Gene "G.D." Demby is the founder and editor of PostBourgie. In his day job, he blogs and reports on race and ethnicity for NPR's Code Switch team.
G.D.
  • quadmoniker

    Also, the New Yorker basically has a greenlight from Conde Nast to spend whatever it wants to maintain quality journalism whether they’re operating in the black or not. Most of the time, they aren’t. There aren’t many magazines for which that’s true.

  • How is it possible that this age of RSS feeds and Twitter and Facebook that nothing published in such widely-read magazines seems to bubble up into the larger digital consciousness? I suspect some of this has to do with privilege — the demographics of the writers and their readers certainly matters — but I don’t think that’s the whole story.

    There are plenty of blogs that link to the mags you mentioned…but they’re just not very good blogs. They’re written by people who can’t wait to see who’s on the cover of Essence, (even if it’s always Halle Berry/Mariah Carey/Will and Jada) and people who nod their heads while reading about how women need to stop being uppity to catch a man. I don’t think your sample of blogs includes that group. Mine doesn’t either, really.
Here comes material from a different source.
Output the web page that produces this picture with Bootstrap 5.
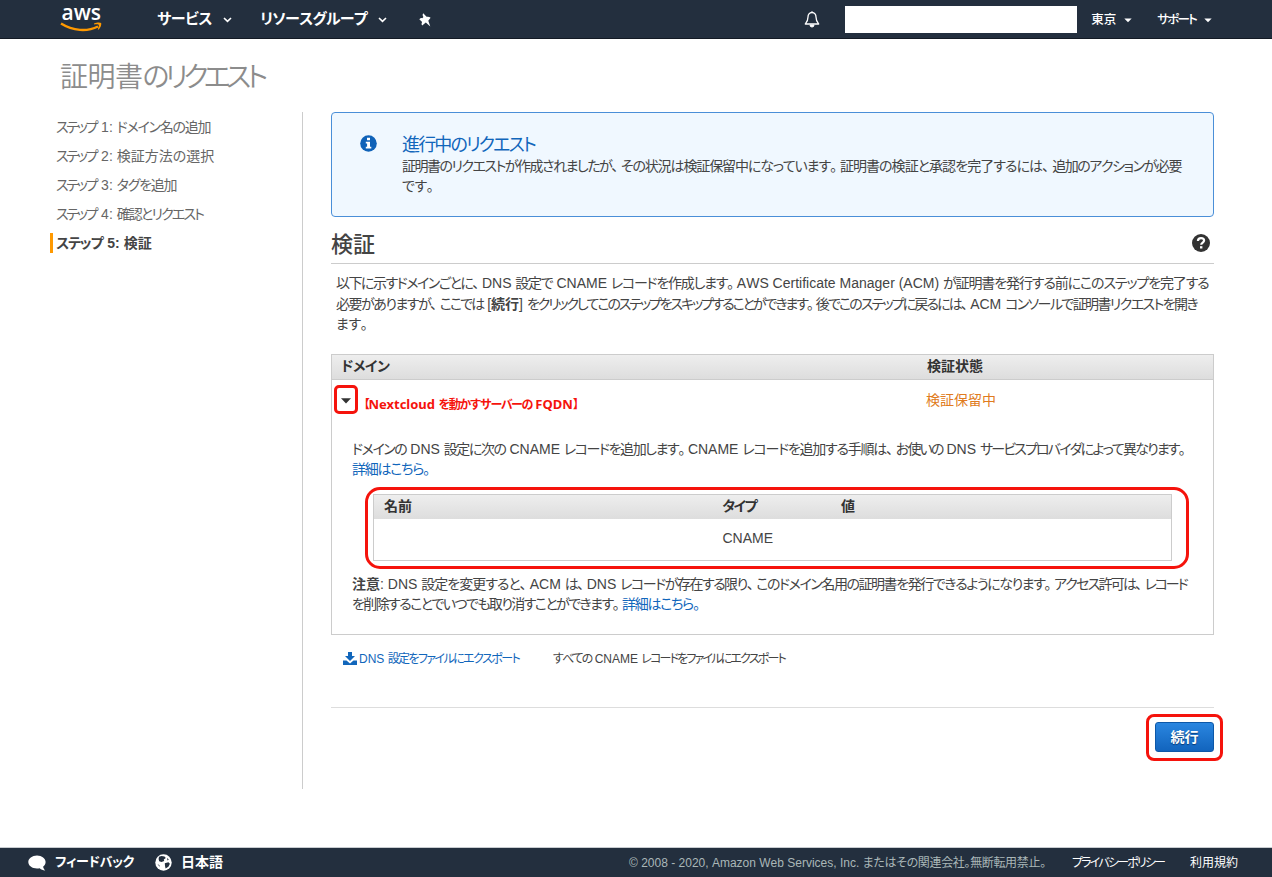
<!DOCTYPE html>
<html lang="ja">
<head>
<meta charset="utf-8">
<title>AWS Certificate Manager</title>
<link href="https://cdn.jsdelivr.net/npm/bootstrap@5.3.0/dist/css/bootstrap.min.css" rel="stylesheet">
<style>
body{font-family:"Liberation Sans","Noto Sans CJK JP",sans-serif;font-size:14px;line-height:20px;color:#444;font-feature-settings:"palt";font-kerning:none;height:877px;overflow:hidden}
svg{display:block;flex:none}
.ln{white-space:pre}
.en{letter-spacing:0}
.pz{padding-right:4px}
.t03{letter-spacing:-.34px}.t04{letter-spacing:-.41px}.t05{letter-spacing:-.5px}.t07{letter-spacing:-.67px}
.t09{letter-spacing:-.95px}.t10{letter-spacing:-1px}.t11{letter-spacing:-1.12px}.t12{letter-spacing:-1.24px}.t13{letter-spacing:-1.26px}
.t14{letter-spacing:-1.44px}.t15{letter-spacing:-1.5px}.t16{letter-spacing:-1.6px}.t17{letter-spacing:-1.75px}
.t18{letter-spacing:-1.85px}.t19{letter-spacing:-1.9px}.t21{letter-spacing:-2.1px}.t22{letter-spacing:-2.25px}.t46{letter-spacing:-4.6px}
a{color:#1166bb;text-decoration:none}
.topbar{height:39px;background:#232f3e;color:#fff;border-bottom:1px solid #131a24}
.logo{margin-left:60px}
.logo text{font-family:"Open Sans";font-weight:600;font-size:21px;letter-spacing:0}
.top-menu{font-size:15px;font-weight:700;height:20px}
.top-small{font-size:12.5px;font-weight:500;padding-top:2px}
.account-box{width:232px;height:27px;background:#fff}
.page-title{font-size:28px;line-height:36px;font-weight:350;color:#8c8c8c;padding:21px 0 0 60px;height:73px}
.side{width:303px;height:677px;border-right:1px solid #ccc;padding:5px 0 0 50px;color:#666}
.side .step{height:20px;margin-bottom:9px;padding-left:6px}
.side .step span:first-child{padding-right:1px}
.side .now{border-left:3px solid #f90;padding-left:3px;font-weight:700;color:#444}
.main{width:883px;margin-left:28px}
.info-box{height:105px;border:1px solid #4a8fd8;border-radius:4px;background:#f0f8ff;padding:21px 0 0 28px}
.info-box svg{margin:1px 25px 0 0}
.info-title{font-size:18px;line-height:22px;color:#1166bb}
.sect{height:47px;border-bottom:1px solid #ccc;padding:12px 3px 0 0}
.sect h2{font-size:22px;line-height:32px;margin:0}
.intro{line-height:20.5px;padding:9px 0 0 5px;height:90px}
.gridbox{border:1px solid #ccc;background:#fff}
.outer{height:281px}
.grid-head{background:linear-gradient(#eee,#ddd);font-weight:700;color:#333;line-height:22px}
.outer>.grid-head{height:25px;border-bottom:1px solid #ccc}
.c-dom{width:586px;padding-left:9px}
.c-stat{padding-left:9px}
.dom-row{height:44px;padding-left:2px}
.redmark{border:3px solid #f5130c}
.toggle{width:24px;height:29px;border-radius:5px;margin-top:5px}
.red-text{font:700 12px/20px "Noto Sans","Noto Sans CJK JP",sans-serif;color:#f5130c;margin-top:14px;width:568px}
.red-text .en{font-size:13px}
.pending{color:#e07b20;margin-top:10px}
.detail{padding:15px 0 0 20px}
.record-frame{width:824px;height:82px;border-radius:15px;margin:8px 0 5px 13px;padding:4px 0 0 5px}
.record{width:799px;height:67px}
.record .grid-head{height:24px}
.record-row{padding-top:9px}
.r-name{width:348.5px;padding-left:10px}
.r-type{width:118.5px}
.export{font-size:12px;margin-top:13px;padding-left:12px}
.export .ln{padding-top:1px;margin-bottom:-1px}
.export a{width:196px;padding-left:2px}
.actions{margin-top:39px;border-top:1px solid #ddd;padding-top:6px}
.go-frame{border-radius:8px;padding:5px 6px;margin-right:-9px;width:77px;height:47px}
.go{width:59px;height:30px;padding:0;border:1px solid #0d58a8;border-radius:3px;background:linear-gradient(#2a86e0,#1264bd);font-size:14px;font-weight:700;line-height:20px;text-shadow:0 1px 1px #083a75;display:block}
.foot{height:30px;background:#232f3e;border-top:1px solid #c8ccd0;color:#fff;margin-top:58px}
.foot-menu{font-size:13px;font-weight:700;height:22px}
.foot-legal{font-size:12px}
.copy{color:#aab7b8;width:443px}
</style>
</head>
<body class="bg-white">
<nav class="topbar d-flex align-items-center">
<svg class="logo" width="44" height="36" viewBox="0 0 44 36"><text x="1.5" y="19" fill="#fff">aws</text><path d="M1 22.500C13 30 27 31 38 25.500" fill="none" stroke="#f90" stroke-width="2.400"/><path d="M34 22.600c3-1.400 6-1.300 7.200-.6.4 2-.7 5-2.800 6.800l-.7-.5c.8-1.800 1.500-3.700 1-4.500-.8-.6-2.700-.5-4.500-.3z" fill="#f90"/></svg>
<div class="top-menu ln t04" style="margin-left:53px">サービス</div>
<svg width="9" height="6" viewBox="0 0 9 6" style="margin:2px 0 0 11px"><path d="M1 1l3.500 3.400L8 1" fill="none" stroke="#fff" stroke-width="1.600"/></svg>
<div class="top-menu ln t07" style="margin-left:28px">リソースグループ</div>
<svg width="9" height="6" viewBox="0 0 9 6" style="margin:2px 0 0 11px"><path d="M1 1l3.500 3.400L8 1" fill="none" stroke="#fff" stroke-width="1.600"/></svg>
<svg width="13" height="14" viewBox="0 0 13 14" style="margin:1px 0 0 32px"><path d="M4.200.3l3.400 3.500c1.500-.4 2.900-.1 4 .9L9.300 7.800l2 5.600-4.500-3.900-3.600 3c-.8-1-.8-2.400-.1-3.600L.3 6.200c1-1 2-1.300 3-1L4.400 4C3.500 2.800 3.400 1.500 4.200.3z" fill="#fff"/></svg>
<svg class="ms-auto" width="16" height="17" viewBox="0 0 16 17"><path d="M8 1.500c-2.700 0-4 2-4 4.500 0 4-1.300 5.300-2.700 7h13.400C13.300 11.300 12 10 12 6c0-2.500-1.300-4.500-4-4.500z" fill="none" stroke="#fff" stroke-width="1.300" stroke-linejoin="round"/><path d="M8 .2v1.500M6 14a2 2 0 0 0 4 0z" stroke="#fff" fill="#fff"/></svg>
<div class="account-box" style="margin-left:25px"></div>
<div class="top-small ln" style="margin-left:14px">東京</div>
<svg width="8" height="5" viewBox="0 0 8 5" style="margin:2px 0 0 8px"><path d="M.3.5h7.400L4 4.300z" fill="#fff"/></svg>
<div class="top-small ln t17" style="margin-left:25px">サポート</div>
<svg width="8" height="5" viewBox="0 0 8 5" style="margin:2px 60px 0 8px"><path d="M.3.5h7.400L4 4.300z" fill="#fff"/></svg>
</nav>
<h1 class="page-title ln m-0"><span class="t05">証明書</span><span class="t46">のリクエスト</span></h1>
<div class="d-flex">
<aside class="side">
<div class="step ln"><span class="t22">ステップ</span> 1: <span class="t12">ドメイン名の追加</span></div>
<div class="step ln"><span class="t22">ステップ</span> 2: <span>検証方法の選択</span></div>
<div class="step ln"><span class="t22">ステップ</span> 3: <span class="t12">タグを追加</span></div>
<div class="step ln"><span class="t22">ステップ</span> 4: <span class="t18">確認とリクエスト</span></div>
<div class="step now ln"><span class="t11">ステップ</span> 5: 検証</div>
</aside>
<main class="main">
<section class="info-box d-flex">
<svg width="17" height="17" viewBox="0 0 17 17"><circle cx="8.500" cy="8.500" r="8.300" fill="#0f62b8"/><path d="M7 2.700h3v2.500H7zM5.800 6.700H10v5h1.300v1.800H5.800v-1.800h1.300V8.500H5.800z" fill="#fff"/></svg>
<div>
<div class="info-title ln t18">進行中のリクエスト</div>
<div class="ln"><span class="t15 pz">証明書のリクエストが作成されましたが、</span><span class="t11 pz">その状況は検証保留中になっています。</span><span class="t09 pz">証明書の検証と承認を完了するには、</span><span class="t14">追加のアクションが必要</span></div>
<div class="ln t05">です。</div>
</div>
</section>
<div class="sect d-flex justify-content-between">
<h2>検証</h2>
<svg width="18" height="18" viewBox="0 0 18 18" style="margin:5px 1px 0 0"><circle cx="9" cy="9" r="9" fill="#333"/><path d="M5.900 7C6 4.900 7.200 4.100 9 4.100c1.900 0 3.100 1 3.100 2.500 0 1.900-2.900 2-2.900 4.200" fill="none" stroke="#fff" stroke-width="2.200"/><path d="M8 12.200h2.400v2.300H8z" fill="#fff"/></svg>
</div>
<div class="intro">
<div class="ln"><span class="t15 pz">以下に示すドメインごとに、</span><span class="t13 pz"><span class="en">DNS </span>設定で<span class="en"> CNAME </span>レコードを作成します。</span>AWS Certificate Manager (ACM) <span class="t11">が証明書を発行する前にこのステップを完了する</span></div>
<div class="ln"><span class="t15 pz">必要がありますが、</span><span class="t19">ここでは<span class="en"> [<b>続行</b>] </span></span><span class="t21 pz">をクリックしてこのステップをスキップすることができます。</span><span class="t18 pz">後でこのステップに戻るには、</span>ACM <span class="t16">コンソールで証明書リクエストを開き</span></div>
<div class="ln t05">ます。</div>
</div>
<section class="gridbox outer">
<div class="grid-head d-flex"><div class="c-dom t04">ドメイン</div><div class="c-stat">検証状態</div></div>
<div class="dom-row d-flex align-items-start">
<div class="toggle redmark d-flex align-items-center justify-content-center"><svg width="10" height="6" viewBox="0 0 10 6" style="margin-top:3px"><path d="M0 .3h10L5 5.600z" fill="#333"/></svg></div>
<div class="red-text ln t16">【<span class="en">Nextcloud </span>を動かすサーバーの<span class="en"> FQDN</span>】</div>
<div class="pending">検証保留中</div>
</div>
<div class="detail">
<div class="ln"><span class="t14 pz">ドメインの<span class="en"> DNS </span>設定に次の<span class="en"> CNAME </span>レコードを追加します。</span><span class="t12 pz"><span class="en">CNAME </span>レコードを追加する手順は、</span><span class="t18">お使いの<span class="en"> DNS </span>サービスプロバイダによって異なります。</span></div>
<a href="#" class="ln t12 d-block">詳細はこちら。</a>
<div class="record-frame redmark">
<div class="record gridbox">
<div class="grid-head d-flex"><div class="r-name">名前</div><div class="r-type t16">タイプ</div><div>値</div></div>
<div class="record-row d-flex"><div class="r-name"></div><div class="r-type">CNAME</div><div></div></div>
</div>
</div>
<div class="ln"><b>注意</b>: DNS <span class="t10 pz">設定を変更すると、</span>ACM <span class="t15 pz">は、</span>DNS <span class="t15 pz">レコードが存在する限り、</span><span class="t14 pz">このドメイン名用の証明書を発行できるようになります。</span><span class="t17 pz">アクセス許可は、</span><span class="t21">レコード</span></div>
<div class="ln"><span class="t16 pz">を削除することでいつでも取り消すことができます。</span><a href="#" class="t12">詳細はこちら。</a></div>
</div>
</section>
<div class="export d-flex align-items-center">
<svg width="14" height="13" viewBox="0 0 14 13"><path d="M5 0h4v4h3L7 9 2 4h3zM0 8.500h3.500L7 11.500l3.500-3H14V13H0z" fill="#1166bb"/></svg>
<a href="#" class="ln t16"><span class="en">DNS </span>設定をファイルにエクスポート</a>
<div class="ln t18">すべての<span class="en"> CNAME </span>レコードをファイルにエクスポート</div>
</div>
<div class="actions d-flex justify-content-end">
<div class="go-frame redmark"><button class="btn btn-primary go">続行</button></div>
</div>
</main>
</div>
<footer class="foot d-flex align-items-center">
<svg width="19" height="16" viewBox="0 0 19 16" style="margin-left:28px"><path d="M9 .5c4.900 0 8.600 3 8.600 6.600 0 2-1.100 3.600-2.500 4.700.3 1.500 1 2.700 2.200 3.800-2.400-.1-4.200-1-5.600-2.300-.9.200-1.700.3-2.700.3C4.100 13.600.3 10.700.3 7.100S4.100.5 9 .5z" fill="#fff"/></svg>
<div class="foot-menu ln t03" style="margin-left:8px">フィードバック</div>
<svg width="17" height="17" viewBox="0 0 17 17" style="margin-left:21px"><circle cx="8.500" cy="8.500" r="8.200" fill="#fff"/><path d="M4 2.800l2.500-.9 3 .6 1.300 1.600-2 1.300.4 1.500-2.700 1L4.200 7.200 3.600 5zM9.800 9.200l3.600-.9 1.500 1.500-1.500 3-2.800 1.800-.6-2.600zM12 4l1.800 1.500-1.300.9zM2.500 10l1.900 1.200.4 1.900z" fill="#232f3e"/></svg>
<div class="foot-menu ln" style="margin-left:9px;font-size:14px">日本語</div>
<div class="foot-legal ln d-flex ms-auto">
<div class="copy t03"><span class="en">© 2008 - 2020, Amazon Web Services, Inc. </span>またはその関連会社。無断転用禁止。</div>
<div class="t18" style="width:118px">プライバシーポリシー</div>
<div style="width:82px">利用規約</div>
</div>
</footer>
<script src="https://cdn.jsdelivr.net/npm/bootstrap@5.3.0/dist/js/bootstrap.bundle.min.js"></script>
</body>
</html>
Aside from, like, YBF.

    BTW, I couldn’t find stats for GQ, but according to Esquire’s media kit, 30% of its readers are women.

  • ladyfresh

    this sounds like a potential money making venture folks…

    I was one of the female readers that would read Esquire & GQ
    yes even details and maxim (those puff pieces were at least fun and interesting
    i found out even penthouse had interesting articles from time to time…or was that playboy i forgets

    either way i agree and have abandoned women’s magazines for the most part they simply aren’t marketing at me, i’ve also abandoned jet and ebony their pop just wasn’t esoteric enough

    i’m grateful for blogs (thanks folks) and my RSS feeds

  • Which is what I’m saying. Even blogs/sites with the same ostensible audience — think the Root — never, ever link to Ebony or Essence, which I think is indicative into how marginalized those publications have made themselves.

  • LaJane Galt

    I don’t really read magazines anymore. But in a waiting room, I’ll pick up Esquire before any woman’s mag.